COLONIALISM AND IMPERIALISM IN AFRICA

As capitalism continued to develop in Europe and in the United States, its need for slaves decreased. After the Industrial Revo0lution, Europe became more interested in the valuable raw materials of Africa. As Walter Rodney has stated:

Both openly and by implication, all the European powers in the nineteenth century indicated their awareness of the fact that the activities connected with producing captives were inconsistent with other economic pursuits. That was the time when Britain in particular wanted Africans to collect palm produce and rubber and to grow a agricultural crops, for export in place of slaves; and it was clear that slave raiding was violently conflicting with that objective in Western, Eastern, and Central Africa. 

   The slave trade was abandoned because it no longer suited the capitalists' needs.

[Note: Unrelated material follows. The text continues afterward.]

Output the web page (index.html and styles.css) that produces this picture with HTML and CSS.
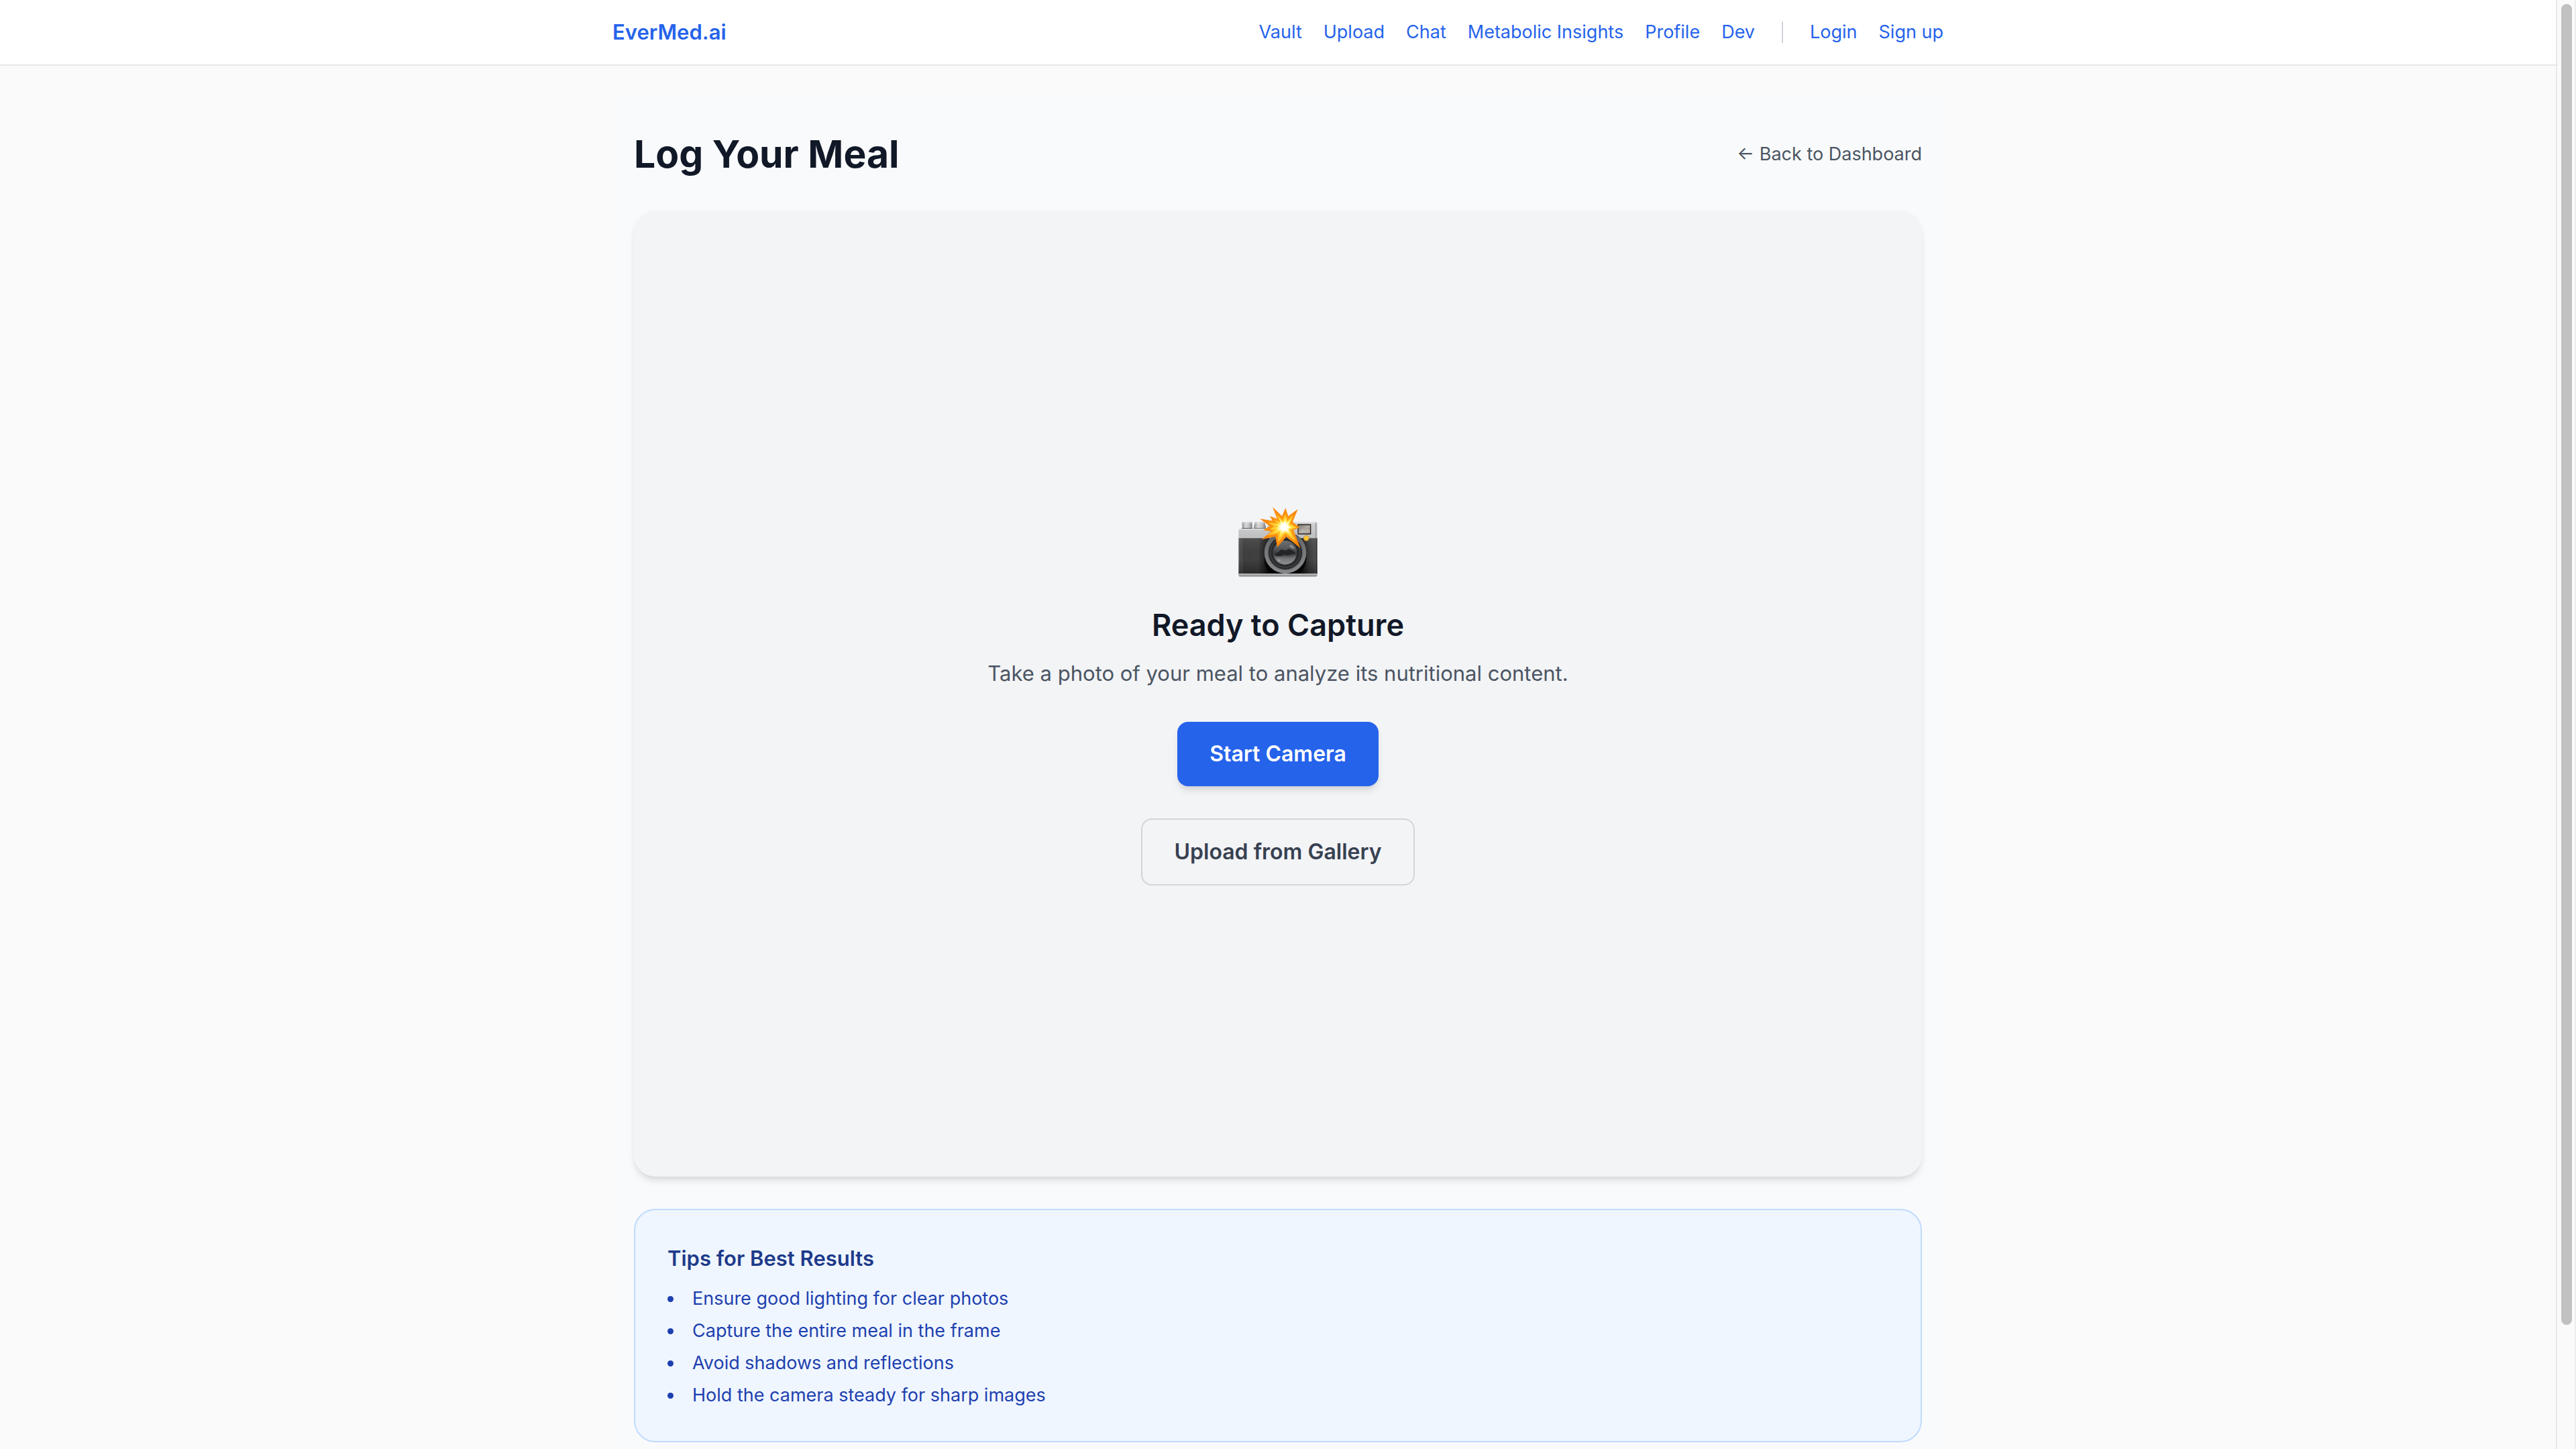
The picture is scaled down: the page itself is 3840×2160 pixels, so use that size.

   This was why Europe's relationship to Africa shifted from slave trading to colonialism. Kwame Nkrumah put it correctly: "Colonialism is, therefore, the policy by which the 'mother country,' the colonial power, binds her colonies to herself by political ties with the primary object of promoting her own economic advantages." He went on to point out: 
Such a system depends on the opportunities offered by the natural resources of the colonies and the uses for them suggested by the dominant economic objectives of the colonial power. Under the influence of national aggressive self-consciousness and the belief that in trade and commerce one nation should gain at the expense of the other, and the further belief that exports must exceed imports in value, each colonial power pursues a policy of strict monopoly of colonial trade, and the building up of national power.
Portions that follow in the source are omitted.